## [Requirements]
Find the lines below that contain the string "styles". Copy each one.

## [Extracted information]
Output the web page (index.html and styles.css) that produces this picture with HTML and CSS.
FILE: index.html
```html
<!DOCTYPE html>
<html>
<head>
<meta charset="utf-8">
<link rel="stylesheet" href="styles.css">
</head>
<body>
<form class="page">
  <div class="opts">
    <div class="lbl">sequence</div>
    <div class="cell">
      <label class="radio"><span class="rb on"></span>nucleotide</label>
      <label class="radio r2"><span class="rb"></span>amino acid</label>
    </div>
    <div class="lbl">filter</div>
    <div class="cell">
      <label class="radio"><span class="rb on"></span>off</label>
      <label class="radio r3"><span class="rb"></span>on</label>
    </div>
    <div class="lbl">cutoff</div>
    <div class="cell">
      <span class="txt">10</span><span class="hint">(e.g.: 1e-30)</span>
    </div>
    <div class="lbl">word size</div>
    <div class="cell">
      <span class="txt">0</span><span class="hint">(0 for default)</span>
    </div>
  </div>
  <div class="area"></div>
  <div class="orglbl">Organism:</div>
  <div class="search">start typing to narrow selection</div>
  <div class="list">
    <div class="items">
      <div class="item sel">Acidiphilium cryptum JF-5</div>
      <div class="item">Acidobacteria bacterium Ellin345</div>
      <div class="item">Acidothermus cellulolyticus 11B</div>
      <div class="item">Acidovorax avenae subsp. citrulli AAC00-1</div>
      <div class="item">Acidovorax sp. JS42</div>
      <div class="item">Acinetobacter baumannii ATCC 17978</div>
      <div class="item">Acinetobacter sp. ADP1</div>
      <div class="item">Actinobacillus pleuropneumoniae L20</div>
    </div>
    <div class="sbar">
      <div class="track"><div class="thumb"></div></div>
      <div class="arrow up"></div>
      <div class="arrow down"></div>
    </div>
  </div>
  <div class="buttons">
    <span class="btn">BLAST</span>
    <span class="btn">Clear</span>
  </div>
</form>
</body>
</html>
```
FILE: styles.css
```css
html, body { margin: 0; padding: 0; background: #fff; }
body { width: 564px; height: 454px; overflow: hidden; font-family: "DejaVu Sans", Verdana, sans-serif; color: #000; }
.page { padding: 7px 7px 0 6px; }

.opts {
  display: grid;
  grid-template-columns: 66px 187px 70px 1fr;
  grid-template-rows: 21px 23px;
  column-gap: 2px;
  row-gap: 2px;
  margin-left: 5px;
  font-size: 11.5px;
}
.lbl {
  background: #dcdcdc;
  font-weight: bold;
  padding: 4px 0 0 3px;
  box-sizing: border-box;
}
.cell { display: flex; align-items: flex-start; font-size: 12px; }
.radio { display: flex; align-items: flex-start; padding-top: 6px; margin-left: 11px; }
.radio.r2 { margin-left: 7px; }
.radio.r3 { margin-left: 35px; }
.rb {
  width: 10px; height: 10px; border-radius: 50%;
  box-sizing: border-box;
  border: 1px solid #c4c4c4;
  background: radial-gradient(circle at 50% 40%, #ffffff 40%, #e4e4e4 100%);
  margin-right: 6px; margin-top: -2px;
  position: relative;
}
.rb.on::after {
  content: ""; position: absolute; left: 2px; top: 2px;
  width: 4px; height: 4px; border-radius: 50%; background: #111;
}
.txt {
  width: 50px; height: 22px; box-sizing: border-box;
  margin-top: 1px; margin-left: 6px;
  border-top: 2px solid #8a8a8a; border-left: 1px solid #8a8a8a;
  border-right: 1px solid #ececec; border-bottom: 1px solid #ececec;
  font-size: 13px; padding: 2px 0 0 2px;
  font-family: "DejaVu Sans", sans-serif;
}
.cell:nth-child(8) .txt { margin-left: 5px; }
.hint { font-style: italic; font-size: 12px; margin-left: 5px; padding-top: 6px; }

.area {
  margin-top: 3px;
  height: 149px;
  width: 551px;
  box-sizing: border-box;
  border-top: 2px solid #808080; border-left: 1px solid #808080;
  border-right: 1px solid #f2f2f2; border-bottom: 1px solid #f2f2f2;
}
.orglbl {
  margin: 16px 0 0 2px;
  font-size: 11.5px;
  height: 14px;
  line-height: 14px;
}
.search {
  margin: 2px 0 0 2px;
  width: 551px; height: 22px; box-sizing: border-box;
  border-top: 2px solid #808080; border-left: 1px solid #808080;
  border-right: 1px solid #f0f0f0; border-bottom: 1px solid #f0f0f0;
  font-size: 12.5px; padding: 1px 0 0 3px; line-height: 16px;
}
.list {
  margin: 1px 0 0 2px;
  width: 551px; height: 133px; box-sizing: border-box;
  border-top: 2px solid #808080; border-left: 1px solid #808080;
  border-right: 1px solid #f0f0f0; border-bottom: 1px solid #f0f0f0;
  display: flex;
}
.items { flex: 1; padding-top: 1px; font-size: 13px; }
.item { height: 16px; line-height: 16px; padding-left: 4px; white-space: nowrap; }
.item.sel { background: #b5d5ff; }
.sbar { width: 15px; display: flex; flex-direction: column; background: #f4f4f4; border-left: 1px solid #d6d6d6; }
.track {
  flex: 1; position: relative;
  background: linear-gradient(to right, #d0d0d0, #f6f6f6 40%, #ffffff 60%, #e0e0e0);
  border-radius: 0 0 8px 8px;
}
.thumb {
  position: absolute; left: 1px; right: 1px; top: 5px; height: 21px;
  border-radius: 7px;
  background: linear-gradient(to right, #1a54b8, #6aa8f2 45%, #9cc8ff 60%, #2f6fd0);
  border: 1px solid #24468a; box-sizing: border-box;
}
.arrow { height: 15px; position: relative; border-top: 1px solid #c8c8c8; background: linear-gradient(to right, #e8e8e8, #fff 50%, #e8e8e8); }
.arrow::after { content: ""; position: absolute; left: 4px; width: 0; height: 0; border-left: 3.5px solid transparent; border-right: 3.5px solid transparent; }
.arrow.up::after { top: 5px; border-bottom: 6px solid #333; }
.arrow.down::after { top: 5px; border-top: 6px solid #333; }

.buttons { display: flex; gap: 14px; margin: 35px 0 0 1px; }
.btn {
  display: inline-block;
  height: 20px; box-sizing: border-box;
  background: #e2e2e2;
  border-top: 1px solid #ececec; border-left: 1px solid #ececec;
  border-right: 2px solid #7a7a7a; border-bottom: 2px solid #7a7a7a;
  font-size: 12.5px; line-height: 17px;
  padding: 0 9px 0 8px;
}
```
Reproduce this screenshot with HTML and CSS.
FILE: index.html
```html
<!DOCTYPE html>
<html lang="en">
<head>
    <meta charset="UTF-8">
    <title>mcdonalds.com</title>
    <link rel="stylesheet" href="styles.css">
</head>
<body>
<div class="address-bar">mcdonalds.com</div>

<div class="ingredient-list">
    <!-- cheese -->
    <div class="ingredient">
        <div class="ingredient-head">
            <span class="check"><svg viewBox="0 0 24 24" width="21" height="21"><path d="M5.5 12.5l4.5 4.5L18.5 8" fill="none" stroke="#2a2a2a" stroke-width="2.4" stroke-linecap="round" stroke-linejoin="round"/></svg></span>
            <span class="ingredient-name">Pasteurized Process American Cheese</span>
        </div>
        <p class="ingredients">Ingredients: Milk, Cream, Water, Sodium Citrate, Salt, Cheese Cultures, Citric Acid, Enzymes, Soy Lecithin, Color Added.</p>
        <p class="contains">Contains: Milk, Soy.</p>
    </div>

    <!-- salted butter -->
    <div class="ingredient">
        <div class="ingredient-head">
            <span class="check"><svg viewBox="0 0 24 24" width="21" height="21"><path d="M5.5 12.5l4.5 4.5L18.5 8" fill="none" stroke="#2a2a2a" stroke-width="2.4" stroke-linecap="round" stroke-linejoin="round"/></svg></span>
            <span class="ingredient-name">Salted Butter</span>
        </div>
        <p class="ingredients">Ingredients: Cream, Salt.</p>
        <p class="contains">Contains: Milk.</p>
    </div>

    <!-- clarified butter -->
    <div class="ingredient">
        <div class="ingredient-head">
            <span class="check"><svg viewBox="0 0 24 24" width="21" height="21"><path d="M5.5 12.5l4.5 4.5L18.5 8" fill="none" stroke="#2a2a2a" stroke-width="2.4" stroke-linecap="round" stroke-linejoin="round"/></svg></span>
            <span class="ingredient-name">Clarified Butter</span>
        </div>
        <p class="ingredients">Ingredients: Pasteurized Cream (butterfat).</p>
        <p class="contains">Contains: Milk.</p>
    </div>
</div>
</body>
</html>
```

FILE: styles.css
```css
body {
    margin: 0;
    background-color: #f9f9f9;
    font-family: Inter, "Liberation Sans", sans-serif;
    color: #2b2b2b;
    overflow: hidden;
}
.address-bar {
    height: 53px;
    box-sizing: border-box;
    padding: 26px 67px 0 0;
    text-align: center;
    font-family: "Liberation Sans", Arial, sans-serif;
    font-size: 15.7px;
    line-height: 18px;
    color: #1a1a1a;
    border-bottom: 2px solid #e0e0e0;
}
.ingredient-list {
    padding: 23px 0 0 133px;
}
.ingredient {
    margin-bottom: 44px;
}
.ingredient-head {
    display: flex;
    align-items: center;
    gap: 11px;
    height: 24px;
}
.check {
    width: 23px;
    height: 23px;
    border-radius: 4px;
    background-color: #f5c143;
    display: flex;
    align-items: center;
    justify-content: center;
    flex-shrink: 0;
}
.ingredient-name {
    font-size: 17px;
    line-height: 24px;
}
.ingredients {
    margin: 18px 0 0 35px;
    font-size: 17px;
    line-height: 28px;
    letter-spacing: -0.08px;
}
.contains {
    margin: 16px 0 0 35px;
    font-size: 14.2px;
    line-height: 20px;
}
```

## [Solution]
Output the web page (index.html and styles.css) that produces this picture with HTML and CSS.
<link rel="stylesheet" href="styles.css">
FILE: styles.css
    <link rel="stylesheet" href="styles.css">
FILE: styles.css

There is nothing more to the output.